— Directions for this task —
Copy out all lines that carry the word "React".

====

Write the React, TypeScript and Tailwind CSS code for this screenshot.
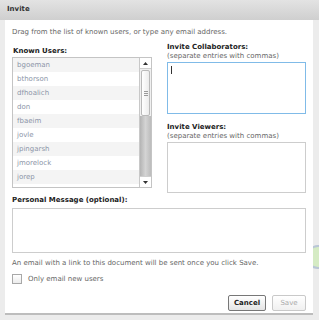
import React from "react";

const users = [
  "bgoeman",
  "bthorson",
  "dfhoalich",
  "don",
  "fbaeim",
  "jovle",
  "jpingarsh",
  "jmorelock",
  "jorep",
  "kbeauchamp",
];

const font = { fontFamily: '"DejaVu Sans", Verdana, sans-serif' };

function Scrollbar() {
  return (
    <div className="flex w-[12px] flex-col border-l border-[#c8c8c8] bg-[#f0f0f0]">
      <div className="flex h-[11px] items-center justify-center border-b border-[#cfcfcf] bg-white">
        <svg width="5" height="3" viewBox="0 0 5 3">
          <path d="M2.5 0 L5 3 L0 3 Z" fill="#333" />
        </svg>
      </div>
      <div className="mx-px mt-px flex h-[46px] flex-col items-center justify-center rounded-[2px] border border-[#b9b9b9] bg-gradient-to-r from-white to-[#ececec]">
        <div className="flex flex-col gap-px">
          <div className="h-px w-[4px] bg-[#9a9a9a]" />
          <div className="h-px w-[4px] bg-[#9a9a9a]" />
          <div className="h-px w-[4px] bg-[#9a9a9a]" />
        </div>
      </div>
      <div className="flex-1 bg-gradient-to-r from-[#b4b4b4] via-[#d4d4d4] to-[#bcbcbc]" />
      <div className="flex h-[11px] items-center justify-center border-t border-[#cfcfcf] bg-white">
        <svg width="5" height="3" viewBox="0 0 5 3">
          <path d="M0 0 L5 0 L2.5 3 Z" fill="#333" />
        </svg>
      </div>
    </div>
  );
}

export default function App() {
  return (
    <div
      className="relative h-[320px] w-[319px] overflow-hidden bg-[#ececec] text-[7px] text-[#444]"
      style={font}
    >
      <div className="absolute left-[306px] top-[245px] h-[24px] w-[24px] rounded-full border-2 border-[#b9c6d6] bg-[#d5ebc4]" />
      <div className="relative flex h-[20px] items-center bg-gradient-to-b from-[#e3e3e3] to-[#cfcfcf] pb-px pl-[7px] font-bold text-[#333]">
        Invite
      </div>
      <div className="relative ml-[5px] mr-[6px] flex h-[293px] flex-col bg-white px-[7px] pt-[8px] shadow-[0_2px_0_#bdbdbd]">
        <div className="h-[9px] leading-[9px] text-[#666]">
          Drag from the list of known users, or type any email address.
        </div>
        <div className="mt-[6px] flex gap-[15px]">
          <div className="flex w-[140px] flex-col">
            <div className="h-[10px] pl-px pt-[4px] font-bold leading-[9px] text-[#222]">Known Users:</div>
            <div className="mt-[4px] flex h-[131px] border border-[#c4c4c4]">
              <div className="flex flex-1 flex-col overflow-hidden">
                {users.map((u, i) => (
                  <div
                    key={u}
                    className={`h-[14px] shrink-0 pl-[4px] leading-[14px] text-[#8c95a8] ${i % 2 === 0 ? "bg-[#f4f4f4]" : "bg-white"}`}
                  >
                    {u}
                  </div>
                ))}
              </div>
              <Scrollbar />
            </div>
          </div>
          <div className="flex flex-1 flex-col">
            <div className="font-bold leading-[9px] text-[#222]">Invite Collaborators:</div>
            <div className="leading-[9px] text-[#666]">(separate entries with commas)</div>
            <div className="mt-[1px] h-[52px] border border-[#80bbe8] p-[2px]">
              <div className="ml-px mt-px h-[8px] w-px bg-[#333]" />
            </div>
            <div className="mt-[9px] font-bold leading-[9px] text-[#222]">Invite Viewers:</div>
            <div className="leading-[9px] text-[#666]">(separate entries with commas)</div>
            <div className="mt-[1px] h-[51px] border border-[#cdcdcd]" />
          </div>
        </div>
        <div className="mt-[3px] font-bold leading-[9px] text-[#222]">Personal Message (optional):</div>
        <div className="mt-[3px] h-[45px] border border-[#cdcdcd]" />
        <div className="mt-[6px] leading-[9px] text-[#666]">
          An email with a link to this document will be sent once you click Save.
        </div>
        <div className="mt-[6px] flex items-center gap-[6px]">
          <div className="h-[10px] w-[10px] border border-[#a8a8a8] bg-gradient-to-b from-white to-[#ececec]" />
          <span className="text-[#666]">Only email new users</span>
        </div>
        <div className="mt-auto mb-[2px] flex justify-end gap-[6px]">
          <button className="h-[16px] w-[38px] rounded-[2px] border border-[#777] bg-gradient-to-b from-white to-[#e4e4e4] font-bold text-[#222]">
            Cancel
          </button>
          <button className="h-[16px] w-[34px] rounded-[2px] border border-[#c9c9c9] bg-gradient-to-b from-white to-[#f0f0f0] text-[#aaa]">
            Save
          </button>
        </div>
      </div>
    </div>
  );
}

====

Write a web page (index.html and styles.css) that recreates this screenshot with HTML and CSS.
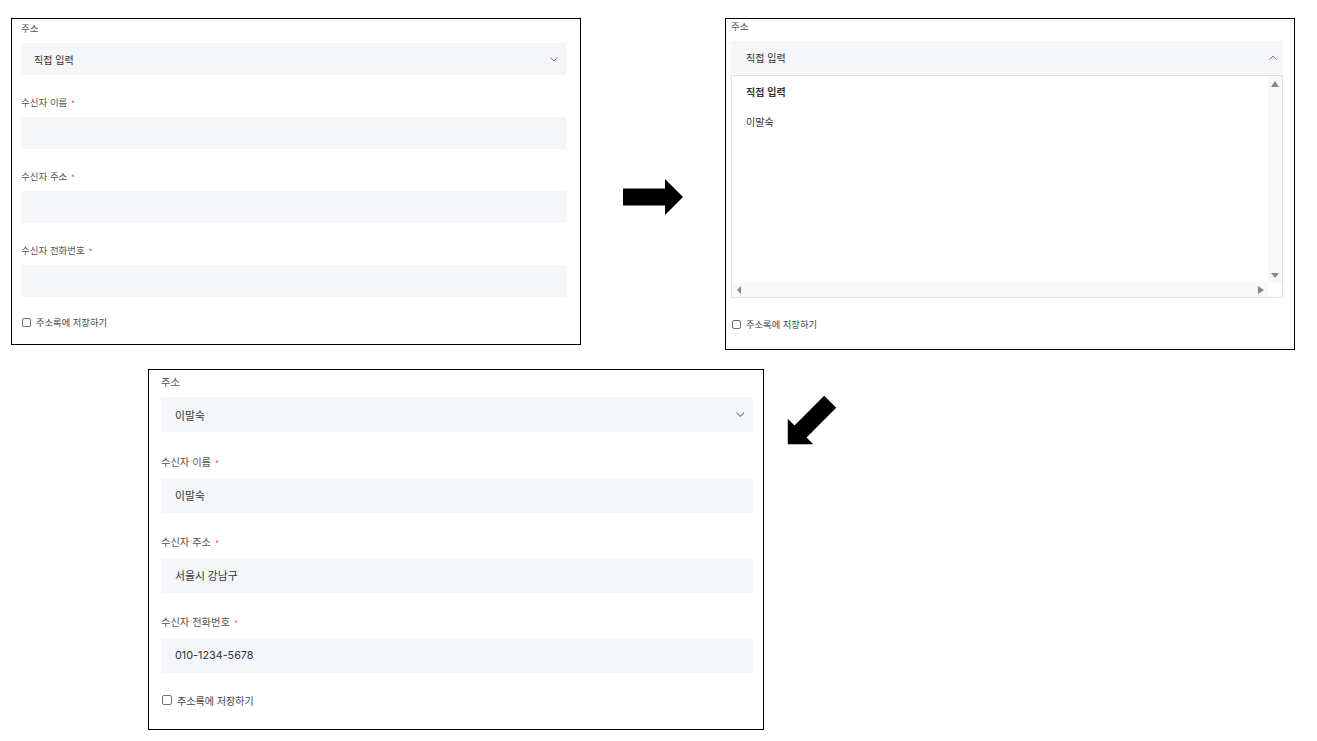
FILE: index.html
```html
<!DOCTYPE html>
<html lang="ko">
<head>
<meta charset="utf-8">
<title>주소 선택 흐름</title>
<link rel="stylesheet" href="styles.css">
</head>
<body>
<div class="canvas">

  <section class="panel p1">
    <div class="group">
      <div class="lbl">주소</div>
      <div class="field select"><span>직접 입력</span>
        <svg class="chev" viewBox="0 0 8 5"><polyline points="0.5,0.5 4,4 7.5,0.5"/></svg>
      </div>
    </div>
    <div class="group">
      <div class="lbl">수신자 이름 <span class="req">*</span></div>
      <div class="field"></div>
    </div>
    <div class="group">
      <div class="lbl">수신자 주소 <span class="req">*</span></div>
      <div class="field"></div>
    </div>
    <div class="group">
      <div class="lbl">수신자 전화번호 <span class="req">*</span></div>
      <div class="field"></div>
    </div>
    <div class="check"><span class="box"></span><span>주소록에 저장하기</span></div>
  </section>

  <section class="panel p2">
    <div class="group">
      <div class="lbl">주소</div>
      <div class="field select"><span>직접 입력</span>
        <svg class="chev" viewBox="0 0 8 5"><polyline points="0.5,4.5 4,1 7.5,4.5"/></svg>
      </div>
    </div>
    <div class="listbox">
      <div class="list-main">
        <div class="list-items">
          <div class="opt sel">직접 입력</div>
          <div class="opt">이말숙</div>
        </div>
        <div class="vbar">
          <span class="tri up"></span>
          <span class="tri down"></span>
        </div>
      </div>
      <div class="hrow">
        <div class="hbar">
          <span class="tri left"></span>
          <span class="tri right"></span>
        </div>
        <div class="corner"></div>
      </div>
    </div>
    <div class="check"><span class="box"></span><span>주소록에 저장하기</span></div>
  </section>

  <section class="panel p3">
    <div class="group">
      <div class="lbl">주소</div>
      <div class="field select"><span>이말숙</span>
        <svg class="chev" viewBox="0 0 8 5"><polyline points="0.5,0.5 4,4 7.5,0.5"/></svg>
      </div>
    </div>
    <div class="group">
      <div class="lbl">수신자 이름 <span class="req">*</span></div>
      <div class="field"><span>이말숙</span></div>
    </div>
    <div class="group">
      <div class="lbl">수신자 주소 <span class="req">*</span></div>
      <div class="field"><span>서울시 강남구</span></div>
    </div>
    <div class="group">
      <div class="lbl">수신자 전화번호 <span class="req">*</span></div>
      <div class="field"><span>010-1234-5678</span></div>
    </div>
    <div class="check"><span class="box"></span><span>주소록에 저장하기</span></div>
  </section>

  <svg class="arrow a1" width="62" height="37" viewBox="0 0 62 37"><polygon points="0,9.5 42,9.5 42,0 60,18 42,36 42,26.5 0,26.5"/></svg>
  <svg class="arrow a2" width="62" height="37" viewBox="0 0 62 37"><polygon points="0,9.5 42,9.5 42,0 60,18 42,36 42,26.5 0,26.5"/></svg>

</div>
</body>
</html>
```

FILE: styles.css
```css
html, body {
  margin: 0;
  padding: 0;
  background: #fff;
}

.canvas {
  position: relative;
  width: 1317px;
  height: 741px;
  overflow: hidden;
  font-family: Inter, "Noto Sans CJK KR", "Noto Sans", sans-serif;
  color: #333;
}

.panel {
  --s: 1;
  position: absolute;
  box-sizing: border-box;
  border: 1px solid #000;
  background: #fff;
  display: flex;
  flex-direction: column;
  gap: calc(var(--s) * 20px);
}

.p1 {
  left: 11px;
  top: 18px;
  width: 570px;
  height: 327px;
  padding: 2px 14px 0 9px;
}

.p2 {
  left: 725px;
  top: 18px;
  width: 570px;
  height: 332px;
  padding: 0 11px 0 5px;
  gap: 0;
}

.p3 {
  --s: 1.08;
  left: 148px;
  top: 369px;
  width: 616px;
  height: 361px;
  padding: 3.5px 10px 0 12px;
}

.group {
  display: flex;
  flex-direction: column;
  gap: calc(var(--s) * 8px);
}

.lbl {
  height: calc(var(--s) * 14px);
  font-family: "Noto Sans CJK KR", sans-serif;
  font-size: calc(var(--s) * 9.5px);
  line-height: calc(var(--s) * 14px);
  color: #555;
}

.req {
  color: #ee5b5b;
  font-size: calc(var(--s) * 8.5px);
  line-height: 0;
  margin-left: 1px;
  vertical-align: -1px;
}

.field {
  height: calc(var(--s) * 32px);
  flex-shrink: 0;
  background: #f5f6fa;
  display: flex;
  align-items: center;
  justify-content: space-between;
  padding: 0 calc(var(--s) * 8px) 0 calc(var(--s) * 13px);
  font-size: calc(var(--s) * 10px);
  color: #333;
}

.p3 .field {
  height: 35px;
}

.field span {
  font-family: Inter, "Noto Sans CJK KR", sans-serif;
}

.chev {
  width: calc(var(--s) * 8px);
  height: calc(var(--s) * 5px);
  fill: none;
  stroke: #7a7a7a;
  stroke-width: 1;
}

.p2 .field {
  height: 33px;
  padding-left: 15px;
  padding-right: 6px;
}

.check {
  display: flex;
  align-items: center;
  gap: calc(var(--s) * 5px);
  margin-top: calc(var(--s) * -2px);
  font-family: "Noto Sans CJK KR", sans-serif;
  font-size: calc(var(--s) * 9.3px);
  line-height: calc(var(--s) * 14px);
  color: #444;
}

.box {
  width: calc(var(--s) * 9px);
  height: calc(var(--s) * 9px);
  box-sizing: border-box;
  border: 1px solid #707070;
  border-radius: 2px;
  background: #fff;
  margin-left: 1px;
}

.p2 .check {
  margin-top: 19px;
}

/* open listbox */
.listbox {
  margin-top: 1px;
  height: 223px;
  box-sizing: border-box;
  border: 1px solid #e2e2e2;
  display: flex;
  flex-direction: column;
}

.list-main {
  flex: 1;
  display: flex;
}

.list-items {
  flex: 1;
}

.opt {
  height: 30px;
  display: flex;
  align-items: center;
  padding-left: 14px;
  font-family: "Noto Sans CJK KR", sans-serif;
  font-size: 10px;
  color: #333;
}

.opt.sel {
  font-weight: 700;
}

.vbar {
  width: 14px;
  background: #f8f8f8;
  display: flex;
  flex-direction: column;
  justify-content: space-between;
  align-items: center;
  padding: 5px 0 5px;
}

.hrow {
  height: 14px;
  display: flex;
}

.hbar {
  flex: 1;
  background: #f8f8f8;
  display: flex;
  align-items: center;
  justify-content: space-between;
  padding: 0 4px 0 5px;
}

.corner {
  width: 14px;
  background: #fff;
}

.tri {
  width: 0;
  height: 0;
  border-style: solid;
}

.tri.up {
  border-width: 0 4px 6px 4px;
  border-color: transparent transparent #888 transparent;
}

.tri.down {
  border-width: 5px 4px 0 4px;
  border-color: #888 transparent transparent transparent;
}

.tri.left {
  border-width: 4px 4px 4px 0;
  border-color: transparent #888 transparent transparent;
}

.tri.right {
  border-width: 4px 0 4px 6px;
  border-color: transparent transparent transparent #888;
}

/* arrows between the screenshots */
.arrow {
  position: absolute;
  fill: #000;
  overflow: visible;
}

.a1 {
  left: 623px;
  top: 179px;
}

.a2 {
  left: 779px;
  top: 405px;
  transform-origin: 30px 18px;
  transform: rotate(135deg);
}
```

====

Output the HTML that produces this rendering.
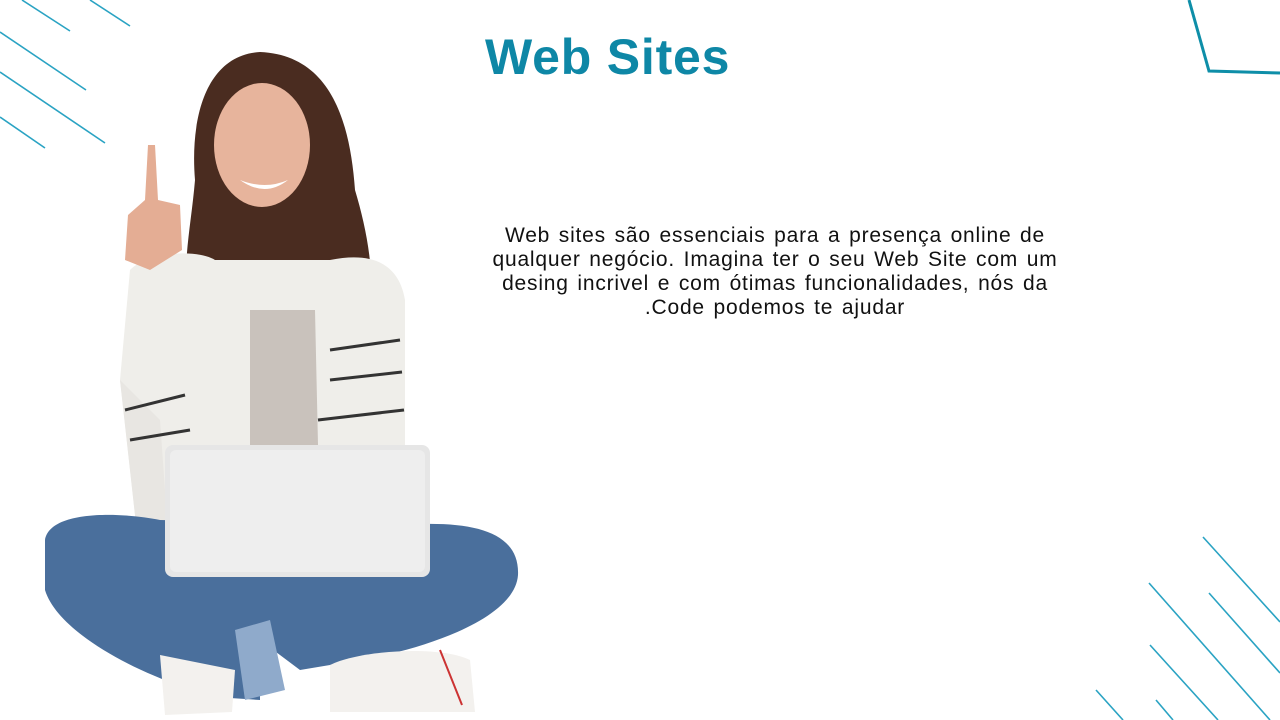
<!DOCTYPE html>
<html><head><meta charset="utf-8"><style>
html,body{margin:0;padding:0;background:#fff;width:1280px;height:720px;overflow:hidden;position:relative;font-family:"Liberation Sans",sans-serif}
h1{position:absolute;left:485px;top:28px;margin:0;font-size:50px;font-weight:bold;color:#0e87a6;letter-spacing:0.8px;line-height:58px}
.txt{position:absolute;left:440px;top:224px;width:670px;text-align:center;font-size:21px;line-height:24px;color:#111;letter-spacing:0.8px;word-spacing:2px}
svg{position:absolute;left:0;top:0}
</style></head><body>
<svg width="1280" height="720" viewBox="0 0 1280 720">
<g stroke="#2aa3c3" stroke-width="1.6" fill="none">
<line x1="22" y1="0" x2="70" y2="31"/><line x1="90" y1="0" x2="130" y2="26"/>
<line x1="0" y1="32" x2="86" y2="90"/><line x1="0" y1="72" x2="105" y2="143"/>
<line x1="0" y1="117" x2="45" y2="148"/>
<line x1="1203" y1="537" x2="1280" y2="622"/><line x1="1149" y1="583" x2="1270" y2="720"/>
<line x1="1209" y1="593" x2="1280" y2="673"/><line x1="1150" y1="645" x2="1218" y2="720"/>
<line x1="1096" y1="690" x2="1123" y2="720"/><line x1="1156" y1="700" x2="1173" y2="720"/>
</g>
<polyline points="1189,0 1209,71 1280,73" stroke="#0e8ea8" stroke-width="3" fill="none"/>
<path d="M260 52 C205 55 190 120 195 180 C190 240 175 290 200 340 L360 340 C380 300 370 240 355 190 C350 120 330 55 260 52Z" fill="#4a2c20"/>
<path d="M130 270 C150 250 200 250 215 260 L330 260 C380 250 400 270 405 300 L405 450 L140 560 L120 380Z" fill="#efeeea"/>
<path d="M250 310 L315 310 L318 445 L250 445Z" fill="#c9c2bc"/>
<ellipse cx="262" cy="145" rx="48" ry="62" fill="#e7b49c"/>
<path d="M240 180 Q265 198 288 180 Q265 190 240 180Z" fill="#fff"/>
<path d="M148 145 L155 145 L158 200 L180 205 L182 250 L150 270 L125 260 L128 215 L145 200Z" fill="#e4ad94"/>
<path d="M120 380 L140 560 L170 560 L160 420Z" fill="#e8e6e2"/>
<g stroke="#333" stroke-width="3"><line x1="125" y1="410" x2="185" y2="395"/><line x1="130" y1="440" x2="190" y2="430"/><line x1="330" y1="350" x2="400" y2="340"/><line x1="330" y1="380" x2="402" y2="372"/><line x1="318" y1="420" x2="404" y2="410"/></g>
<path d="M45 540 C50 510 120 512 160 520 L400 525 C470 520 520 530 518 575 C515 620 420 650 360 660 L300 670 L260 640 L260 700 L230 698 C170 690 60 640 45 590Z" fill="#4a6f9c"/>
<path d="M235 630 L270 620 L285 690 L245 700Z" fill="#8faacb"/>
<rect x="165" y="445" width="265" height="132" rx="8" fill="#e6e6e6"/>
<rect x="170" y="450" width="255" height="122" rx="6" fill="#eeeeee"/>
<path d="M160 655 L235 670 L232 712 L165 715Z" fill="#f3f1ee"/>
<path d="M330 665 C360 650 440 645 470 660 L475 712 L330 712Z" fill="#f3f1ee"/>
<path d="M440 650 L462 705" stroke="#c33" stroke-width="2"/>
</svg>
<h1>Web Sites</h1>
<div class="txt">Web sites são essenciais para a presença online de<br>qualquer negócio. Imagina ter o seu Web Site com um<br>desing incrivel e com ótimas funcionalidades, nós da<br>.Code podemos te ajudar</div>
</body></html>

====

— Solved problem —
Write the React, TypeScript and Tailwind CSS code for this screenshot.
import React from "react";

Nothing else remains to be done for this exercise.